WHAT TO PRODUCE: Copy each line of the data below exactly, leaving out pictures.
[BEGIN RECORDED DATA]
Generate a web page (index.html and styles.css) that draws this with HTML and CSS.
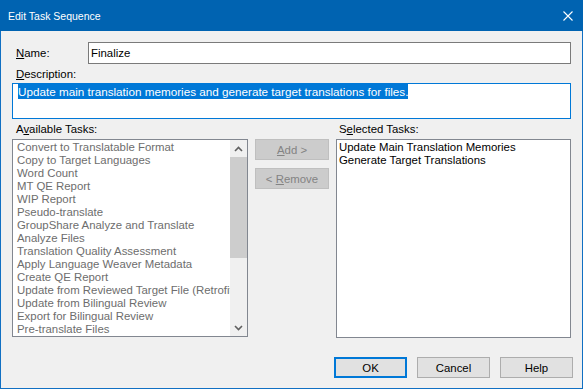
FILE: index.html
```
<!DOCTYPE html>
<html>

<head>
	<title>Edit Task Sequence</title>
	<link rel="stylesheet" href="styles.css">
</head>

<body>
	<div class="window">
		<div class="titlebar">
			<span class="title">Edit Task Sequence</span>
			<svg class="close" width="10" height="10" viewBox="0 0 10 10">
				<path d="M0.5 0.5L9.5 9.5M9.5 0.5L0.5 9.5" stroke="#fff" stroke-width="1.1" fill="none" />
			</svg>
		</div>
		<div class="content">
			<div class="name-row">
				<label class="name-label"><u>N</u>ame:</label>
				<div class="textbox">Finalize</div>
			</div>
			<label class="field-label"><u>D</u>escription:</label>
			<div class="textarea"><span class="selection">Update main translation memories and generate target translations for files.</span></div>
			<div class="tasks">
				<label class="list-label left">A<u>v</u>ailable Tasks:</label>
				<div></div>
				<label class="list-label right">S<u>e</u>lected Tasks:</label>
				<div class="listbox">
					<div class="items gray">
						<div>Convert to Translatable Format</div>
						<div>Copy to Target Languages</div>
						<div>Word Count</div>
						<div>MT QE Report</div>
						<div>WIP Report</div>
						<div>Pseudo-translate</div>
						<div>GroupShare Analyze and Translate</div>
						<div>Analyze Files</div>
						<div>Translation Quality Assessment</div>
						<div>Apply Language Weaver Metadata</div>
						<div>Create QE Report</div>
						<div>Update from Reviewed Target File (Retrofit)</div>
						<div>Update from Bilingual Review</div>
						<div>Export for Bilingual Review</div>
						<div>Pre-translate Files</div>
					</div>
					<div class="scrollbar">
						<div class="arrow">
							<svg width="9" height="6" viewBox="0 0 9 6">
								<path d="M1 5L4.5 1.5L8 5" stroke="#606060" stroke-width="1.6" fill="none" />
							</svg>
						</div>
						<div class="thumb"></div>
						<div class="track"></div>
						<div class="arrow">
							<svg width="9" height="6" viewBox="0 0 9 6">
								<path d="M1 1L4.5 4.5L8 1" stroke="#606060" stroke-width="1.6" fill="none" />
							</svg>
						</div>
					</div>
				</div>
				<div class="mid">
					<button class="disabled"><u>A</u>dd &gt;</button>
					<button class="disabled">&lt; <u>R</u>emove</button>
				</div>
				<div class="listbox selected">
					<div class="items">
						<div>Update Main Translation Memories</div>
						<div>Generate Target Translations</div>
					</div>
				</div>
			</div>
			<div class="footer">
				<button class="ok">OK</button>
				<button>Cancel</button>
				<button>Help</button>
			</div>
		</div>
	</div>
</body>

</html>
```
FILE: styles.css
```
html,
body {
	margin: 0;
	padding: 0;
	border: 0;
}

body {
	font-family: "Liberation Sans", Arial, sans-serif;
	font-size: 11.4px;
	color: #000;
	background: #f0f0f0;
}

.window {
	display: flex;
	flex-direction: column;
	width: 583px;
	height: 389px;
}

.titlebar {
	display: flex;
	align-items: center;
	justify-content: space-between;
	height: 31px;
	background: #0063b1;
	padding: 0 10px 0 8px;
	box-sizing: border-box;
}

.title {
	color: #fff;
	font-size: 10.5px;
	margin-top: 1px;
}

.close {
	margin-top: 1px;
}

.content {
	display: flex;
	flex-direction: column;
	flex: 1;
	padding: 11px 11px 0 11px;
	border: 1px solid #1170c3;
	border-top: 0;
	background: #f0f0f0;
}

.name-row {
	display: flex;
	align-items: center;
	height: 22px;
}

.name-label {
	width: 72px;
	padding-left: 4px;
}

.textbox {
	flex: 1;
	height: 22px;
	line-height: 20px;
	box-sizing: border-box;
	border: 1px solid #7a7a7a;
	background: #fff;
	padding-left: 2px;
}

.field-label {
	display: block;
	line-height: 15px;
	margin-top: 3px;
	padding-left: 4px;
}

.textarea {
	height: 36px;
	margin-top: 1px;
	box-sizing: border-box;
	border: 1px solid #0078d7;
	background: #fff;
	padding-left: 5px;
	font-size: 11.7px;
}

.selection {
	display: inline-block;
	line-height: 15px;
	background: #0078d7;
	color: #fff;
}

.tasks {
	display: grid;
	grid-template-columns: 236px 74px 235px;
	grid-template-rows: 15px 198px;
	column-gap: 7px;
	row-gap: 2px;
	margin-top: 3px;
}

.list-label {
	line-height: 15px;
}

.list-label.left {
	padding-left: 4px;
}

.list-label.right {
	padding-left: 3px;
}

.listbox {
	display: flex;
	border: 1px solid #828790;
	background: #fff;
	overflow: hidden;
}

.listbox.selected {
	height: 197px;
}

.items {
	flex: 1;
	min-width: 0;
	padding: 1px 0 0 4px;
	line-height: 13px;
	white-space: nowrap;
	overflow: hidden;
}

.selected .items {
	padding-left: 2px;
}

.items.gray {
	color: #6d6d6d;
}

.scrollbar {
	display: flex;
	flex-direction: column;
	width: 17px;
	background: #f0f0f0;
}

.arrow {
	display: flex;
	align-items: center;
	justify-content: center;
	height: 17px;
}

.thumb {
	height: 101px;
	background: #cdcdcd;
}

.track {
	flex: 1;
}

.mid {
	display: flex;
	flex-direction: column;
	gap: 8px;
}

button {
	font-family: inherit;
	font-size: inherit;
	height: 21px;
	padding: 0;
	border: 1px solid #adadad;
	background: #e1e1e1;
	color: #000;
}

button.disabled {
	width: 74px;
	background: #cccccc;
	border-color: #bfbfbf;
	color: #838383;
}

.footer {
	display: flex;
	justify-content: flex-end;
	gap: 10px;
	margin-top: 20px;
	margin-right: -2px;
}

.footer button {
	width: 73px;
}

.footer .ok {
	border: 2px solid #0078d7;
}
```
[END RECORDED DATA]
WRITTEN REPLY:
Generate a web page (index.html and styles.css) that draws this with HTML and CSS.
FILE: index.html
```
<!DOCTYPE html>
<html>

<head>
	<title>Edit Task Sequence</title>
	<link rel="stylesheet" href="styles.css">
</head>

<body>
	<div class="window">
		<div class="titlebar">
			<span class="title">Edit Task Sequence</span>
			<svg class="close" width="10" height="10" viewBox="0 0 10 10">
				<path d="M0.5 0.5L9.5 9.5M9.5 0.5L0.5 9.5" stroke="#fff" stroke-width="1.1" fill="none" />
			</svg>
		</div>
		<div class="content">
			<div class="name-row">
				<label class="name-label"><u>N</u>ame:</label>
				<div class="textbox">Finalize</div>
			</div>
			<label class="field-label"><u>D</u>escription:</label>
			<div class="textarea"><span class="selection">Update main translation memories and generate target translations for files.</span></div>
			<div class="tasks">
				<label class="list-label left">A<u>v</u>ailable Tasks:</label>
				<div></div>
				<label class="list-label right">S<u>e</u>lected Tasks:</label>
				<div class="listbox">
					<div class="items gray">
						<div>Convert to Translatable Format</div>
						<div>Copy to Target Languages</div>
						<div>Word Count</div>
						<div>MT QE Report</div>
						<div>WIP Report</div>
						<div>Pseudo-translate</div>
						<div>GroupShare Analyze and Translate</div>
						<div>Analyze Files</div>
						<div>Translation Quality Assessment</div>
						<div>Apply Language Weaver Metadata</div>
						<div>Create QE Report</div>
						<div>Update from Reviewed Target File (Retrofit)</div>
						<div>Update from Bilingual Review</div>
						<div>Export for Bilingual Review</div>
						<div>Pre-translate Files</div>
					</div>
					<div class="scrollbar">
						<div class="arrow">
							<svg width="9" height="6" viewBox="0 0 9 6">
								<path d="M1 5L4.5 1.5L8 5" stroke="#606060" stroke-width="1.6" fill="none" />
							</svg>
						</div>
						<div class="thumb"></div>
						<div class="track"></div>
						<div class="arrow">
							<svg width="9" height="6" viewBox="0 0 9 6">
								<path d="M1 1L4.5 4.5L8 1" stroke="#606060" stroke-width="1.6" fill="none" />
							</svg>
						</div>
					</div>
				</div>
				<div class="mid">
					<button class="disabled"><u>A</u>dd &gt;</button>
					<button class="disabled">&lt; <u>R</u>emove</button>
				</div>
				<div class="listbox selected">
					<div class="items">
						<div>Update Main Translation Memories</div>
						<div>Generate Target Translations</div>
					</div>
				</div>
			</div>
			<div class="footer">
				<button class="ok">OK</button>
				<button>Cancel</button>
				<button>Help</button>
			</div>
		</div>
	</div>
</body>

</html>
```
FILE: styles.css
```
html,
body {
	margin: 0;
	padding: 0;
	border: 0;
}

body {
	font-family: "Liberation Sans", Arial, sans-serif;
	font-size: 11.4px;
	color: #000;
	background: #f0f0f0;
}

.window {
	display: flex;
	flex-direction: column;
	width: 583px;
	height: 389px;
}

.titlebar {
	display: flex;
	align-items: center;
	justify-content: space-between;
	height: 31px;
	background: #0063b1;
	padding: 0 10px 0 8px;
	box-sizing: border-box;
}

.title {
	color: #fff;
	font-size: 10.5px;
	margin-top: 1px;
}

.close {
	margin-top: 1px;
}

.content {
	display: flex;
	flex-direction: column;
	flex: 1;
	padding: 11px 11px 0 11px;
	border: 1px solid #1170c3;
	border-top: 0;
	background: #f0f0f0;
}

.name-row {
	display: flex;
	align-items: center;
	height: 22px;
}

.name-label {
	width: 72px;
	padding-left: 4px;
}

.textbox {
	flex: 1;
	height: 22px;
	line-height: 20px;
	box-sizing: border-box;
	border: 1px solid #7a7a7a;
	background: #fff;
	padding-left: 2px;
}

.field-label {
	display: block;
	line-height: 15px;
	margin-top: 3px;
	padding-left: 4px;
}

.textarea {
	height: 36px;
	margin-top: 1px;
	box-sizing: border-box;
	border: 1px solid #0078d7;
	background: #fff;
	padding-left: 5px;
	font-size: 11.7px;
}

.selection {
	display: inline-block;
	line-height: 15px;
	background: #0078d7;
	color: #fff;
}

.tasks {
	display: grid;
	grid-template-columns: 236px 74px 235px;
	grid-template-rows: 15px 198px;
	column-gap: 7px;
	row-gap: 2px;
	margin-top: 3px;
}

.list-label {
	line-height: 15px;
}

.list-label.left {
	padding-left: 4px;
}

.list-label.right {
	padding-left: 3px;
}

.listbox {
	display: flex;
	border: 1px solid #828790;
	background: #fff;
	overflow: hidden;
}

.listbox.selected {
	height: 197px;
}

.items {
	flex: 1;
	min-width: 0;
	padding: 1px 0 0 4px;
	line-height: 13px;
	white-space: nowrap;
	overflow: hidden;
}

.selected .items {
	padding-left: 2px;
}

.items.gray {
	color: #6d6d6d;
}

.scrollbar {
	display: flex;
	flex-direction: column;
	width: 17px;
	background: #f0f0f0;
}

.arrow {
	display: flex;
	align-items: center;
	justify-content: center;
	height: 17px;
}

.thumb {
	height: 101px;
	background: #cdcdcd;
}

.track {
	flex: 1;
}

.mid {
	display: flex;
	flex-direction: column;
	gap: 8px;
}

button {
	font-family: inherit;
	font-size: inherit;
	height: 21px;
	padding: 0;
	border: 1px solid #adadad;
	background: #e1e1e1;
	color: #000;
}

button.disabled {
	width: 74px;
	background: #cccccc;
	border-color: #bfbfbf;
	color: #838383;
}

.footer {
	display: flex;
	justify-content: flex-end;
	gap: 10px;
	margin-top: 20px;
	margin-right: -2px;
}

.footer button {
	width: 73px;
}

.footer .ok {
	border: 2px solid #0078d7;
}
```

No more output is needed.